A pancreatic cancer patient in this situation could end up with extra hospitalizations, a poorer quality of life, treatment termination, or even death. Dr. Shariff finds this unacceptable.

“We should be doing better. We need a scalable solution for cancer patients: eliminate long wait times, get appointments to endocrinologists and other specialists at the fingertips of patients and oncologists.“ she says.

She established Citrus Oncology with Aabid Shariff, Ph.D, and national leaders in the field of side effect care and survivorship, to increase access to specialists and reduce the wait to see them. The care is delivered virtually to eliminate access barriers and encourage faster treatment, more compliance, fewer complications and hospitalizations, and better overall outcomes. In fact, fast recommendations to treat cancer-related side effects have already been shown to be effective in lowering hospitalizations by greater than 70 percent, according to a study performed by Afreen Shariff at Duke University.
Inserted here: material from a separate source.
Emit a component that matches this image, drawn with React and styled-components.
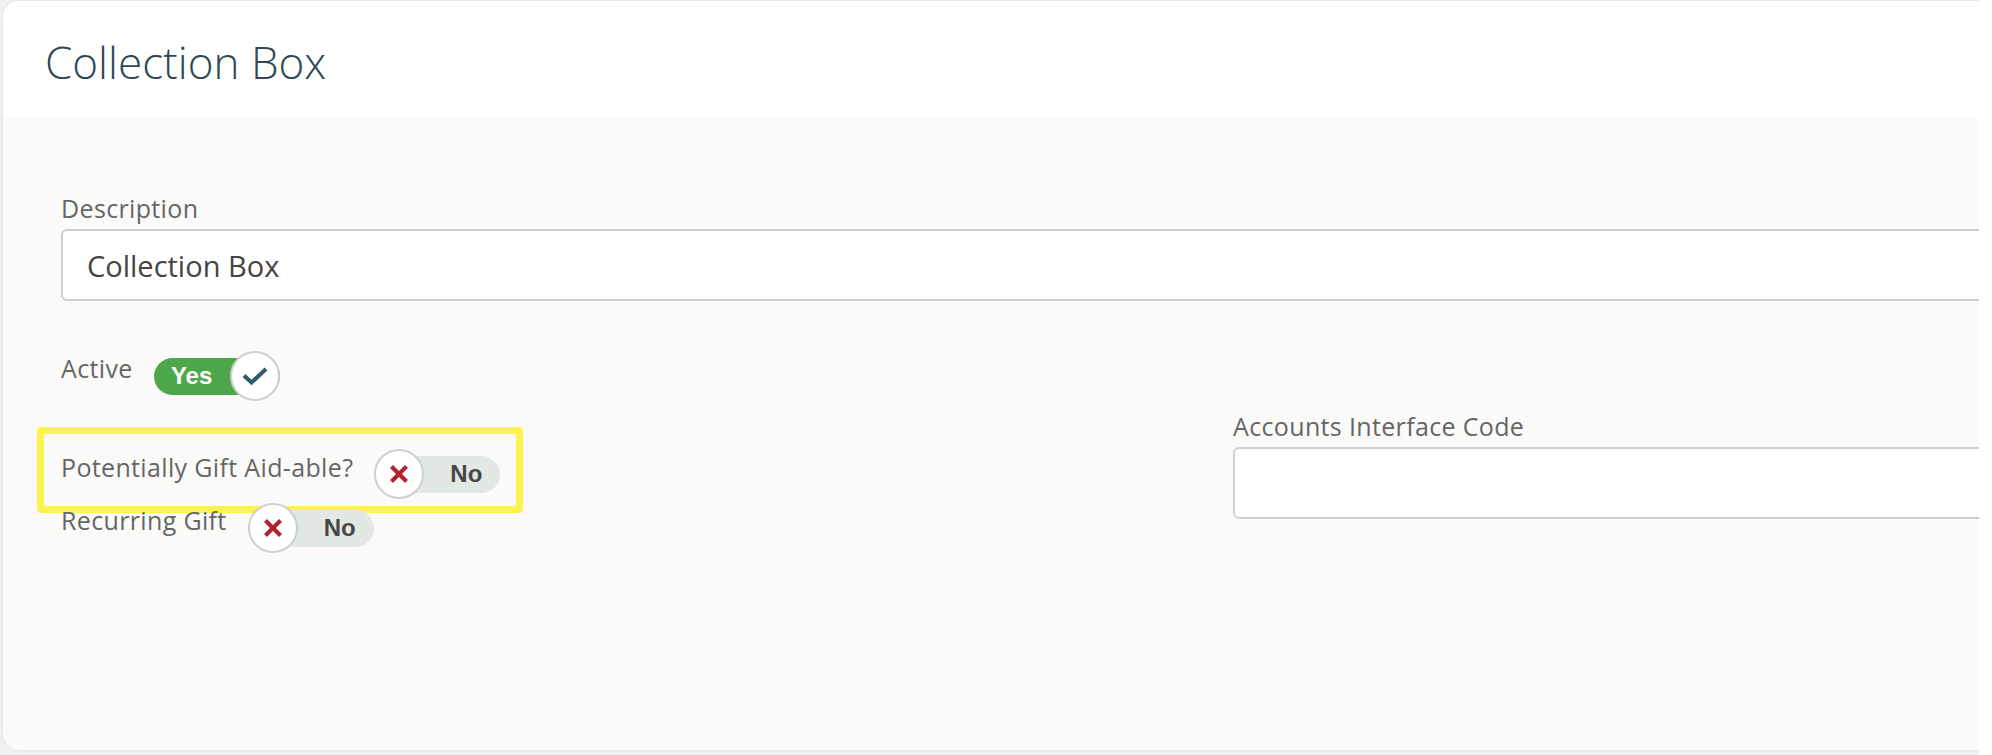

“I don’t think the place a person lives or gets cancer treatment should dictate the care they receive for side effects,” she said. “We need to democratize access. And we need to do it NOW before we lose more lives to poorly managed side effects.”

Citrus Oncology is a virtual multispecialty cancer support clinic designed to match patients with specialists within two business days, a big improvement on the current average wait of three to six months. Shariff emphasizes that “time is critical. Time is lives in the cancer world. A person’s treatment depends on the management of side effects, and their quality of life is impacted. Hospitalization due to acute symptoms that develop can lead to treatment interruptions and cancer progression.”

Medical experts in several areas—such as endocrinology, cardiology, nephrology, dermatology, and rheumatology—are available to address a range of side effects, from fatigue to more debilitating conditions unique to immunotherapy. They can be involved at any stage of the cancer journey, from helping to manage preexisting comorbidities before starting cancer treatment to prevent them getting worse to responding to emerging issues during treatment and long-standing side effects that may continue after treatment.

When a patient experiences a side effect that requires specialist input, an oncologist can submit a referral through their electronic health record or via fax, directly to Citrus Oncology, providing relevant patient information and specific concerns. Citrus Oncology experts will then provide them with recommendations that can be implemented locally.

Patients can also request a consultation directly through the Citrus Oncology website; these often cost no more than the average doctor’s visit, with the ability to bill insurance companies directly.

“We want to make it as easy and cost-efficient as possible for patients,” Shariff says. “Every patient deserves access to expert care for cancer treatment-related side effects, and we’re working hard to make that a reality.”